**Task statement**
Set down each line of the material that follows, exactly, with no pictures.

====================

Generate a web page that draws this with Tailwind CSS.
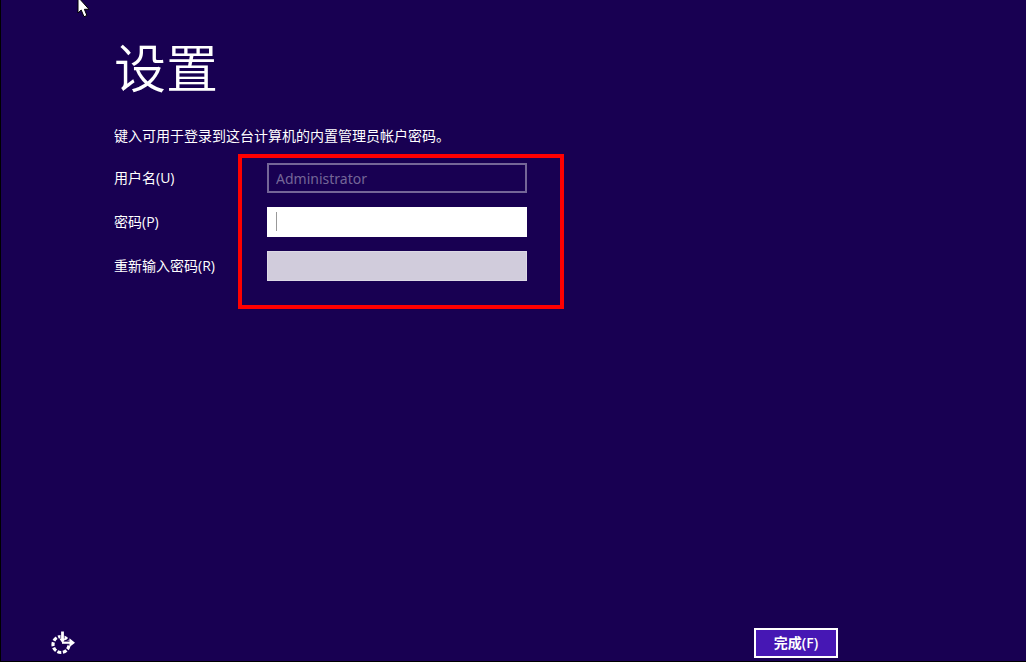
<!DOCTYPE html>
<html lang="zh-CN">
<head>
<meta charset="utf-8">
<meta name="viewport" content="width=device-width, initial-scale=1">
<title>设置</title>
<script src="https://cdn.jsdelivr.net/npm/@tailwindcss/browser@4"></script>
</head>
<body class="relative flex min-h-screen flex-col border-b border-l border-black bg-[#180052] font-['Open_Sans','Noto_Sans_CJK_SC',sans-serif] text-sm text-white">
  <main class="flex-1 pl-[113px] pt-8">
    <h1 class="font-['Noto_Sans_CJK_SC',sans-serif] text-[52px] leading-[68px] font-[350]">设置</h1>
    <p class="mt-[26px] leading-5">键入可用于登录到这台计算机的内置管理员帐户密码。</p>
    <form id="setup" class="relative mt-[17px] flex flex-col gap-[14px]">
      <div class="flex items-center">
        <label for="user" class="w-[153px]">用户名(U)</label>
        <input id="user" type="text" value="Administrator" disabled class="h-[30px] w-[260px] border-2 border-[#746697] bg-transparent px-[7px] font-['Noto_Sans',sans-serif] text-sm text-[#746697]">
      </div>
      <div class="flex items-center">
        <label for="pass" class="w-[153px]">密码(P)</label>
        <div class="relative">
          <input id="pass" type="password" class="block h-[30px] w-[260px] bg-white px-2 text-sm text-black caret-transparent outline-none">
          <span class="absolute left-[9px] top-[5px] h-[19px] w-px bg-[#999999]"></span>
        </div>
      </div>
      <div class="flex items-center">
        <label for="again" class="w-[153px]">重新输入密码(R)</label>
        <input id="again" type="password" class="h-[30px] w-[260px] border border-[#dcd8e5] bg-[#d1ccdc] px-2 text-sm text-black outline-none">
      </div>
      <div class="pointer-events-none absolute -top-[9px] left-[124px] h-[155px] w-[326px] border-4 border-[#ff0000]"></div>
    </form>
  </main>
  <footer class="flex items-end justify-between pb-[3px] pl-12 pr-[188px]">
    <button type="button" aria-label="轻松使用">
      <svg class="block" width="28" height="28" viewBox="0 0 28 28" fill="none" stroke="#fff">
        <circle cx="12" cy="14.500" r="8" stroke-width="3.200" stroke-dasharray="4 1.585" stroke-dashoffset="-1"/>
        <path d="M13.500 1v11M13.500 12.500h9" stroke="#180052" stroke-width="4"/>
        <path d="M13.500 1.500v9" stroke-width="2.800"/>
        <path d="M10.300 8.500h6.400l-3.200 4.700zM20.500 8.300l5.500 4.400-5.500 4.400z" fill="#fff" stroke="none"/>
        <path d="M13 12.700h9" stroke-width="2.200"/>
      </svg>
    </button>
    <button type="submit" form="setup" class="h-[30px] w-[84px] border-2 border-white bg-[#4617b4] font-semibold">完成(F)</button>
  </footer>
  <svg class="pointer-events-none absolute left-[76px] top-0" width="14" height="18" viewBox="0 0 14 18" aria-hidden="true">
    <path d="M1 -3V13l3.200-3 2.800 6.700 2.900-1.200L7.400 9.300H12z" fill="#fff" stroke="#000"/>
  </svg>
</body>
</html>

====================

**Finished task**
Generate a web page that draws this with Tailwind CSS.
<!DOCTYPE html>
<html lang="zh-CN">
<head>
<meta charset="utf-8">
<meta name="viewport" content="width=device-width, initial-scale=1">
<title>设置</title>
<script src="https://cdn.jsdelivr.net/npm/@tailwindcss/browser@4"></script>
</head>
<body class="relative flex min-h-screen flex-col border-b border-l border-black bg-[#180052] font-['Open_Sans','Noto_Sans_CJK_SC',sans-serif] text-sm text-white">
  <main class="flex-1 pl-[113px] pt-8">
    <h1 class="font-['Noto_Sans_CJK_SC',sans-serif] text-[52px] leading-[68px] font-[350]">设置</h1>
    <p class="mt-[26px] leading-5">键入可用于登录到这台计算机的内置管理员帐户密码。</p>
    <form id="setup" class="relative mt-[17px] flex flex-col gap-[14px]">
      <div class="flex items-center">
        <label for="user" class="w-[153px]">用户名(U)</label>
        <input id="user" type="text" value="Administrator" disabled class="h-[30px] w-[260px] border-2 border-[#746697] bg-transparent px-[7px] font-['Noto_Sans',sans-serif] text-sm text-[#746697]">
      </div>
      <div class="flex items-center">
        <label for="pass" class="w-[153px]">密码(P)</label>
        <div class="relative">
          <input id="pass" type="password" class="block h-[30px] w-[260px] bg-white px-2 text-sm text-black caret-transparent outline-none">
          <span class="absolute left-[9px] top-[5px] h-[19px] w-px bg-[#999999]"></span>
        </div>
      </div>
      <div class="flex items-center">
        <label for="again" class="w-[153px]">重新输入密码(R)</label>
        <input id="again" type="password" class="h-[30px] w-[260px] border border-[#dcd8e5] bg-[#d1ccdc] px-2 text-sm text-black outline-none">
      </div>
      <div class="pointer-events-none absolute -top-[9px] left-[124px] h-[155px] w-[326px] border-4 border-[#ff0000]"></div>
    </form>
  </main>
  <footer class="flex items-end justify-between pb-[3px] pl-12 pr-[188px]">
    <button type="button" aria-label="轻松使用">
      <svg class="block" width="28" height="28" viewBox="0 0 28 28" fill="none" stroke="#fff">
        <circle cx="12" cy="14.500" r="8" stroke-width="3.200" stroke-dasharray="4 1.585" stroke-dashoffset="-1"/>
        <path d="M13.500 1v11M13.500 12.500h9" stroke="#180052" stroke-width="4"/>
        <path d="M13.500 1.500v9" stroke-width="2.800"/>
        <path d="M10.300 8.500h6.400l-3.200 4.700zM20.500 8.300l5.500 4.400-5.500 4.400z" fill="#fff" stroke="none"/>
        <path d="M13 12.700h9" stroke-width="2.200"/>
      </svg>
    </button>
    <button type="submit" form="setup" class="h-[30px] w-[84px] border-2 border-white bg-[#4617b4] font-semibold">完成(F)</button>
  </footer>
  <svg class="pointer-events-none absolute left-[76px] top-0" width="14" height="18" viewBox="0 0 14 18" aria-hidden="true">
    <path d="M1 -3V13l3.200-3 2.800 6.700 2.900-1.200L7.400 9.300H12z" fill="#fff" stroke="#000"/>
  </svg>
</body>
</html>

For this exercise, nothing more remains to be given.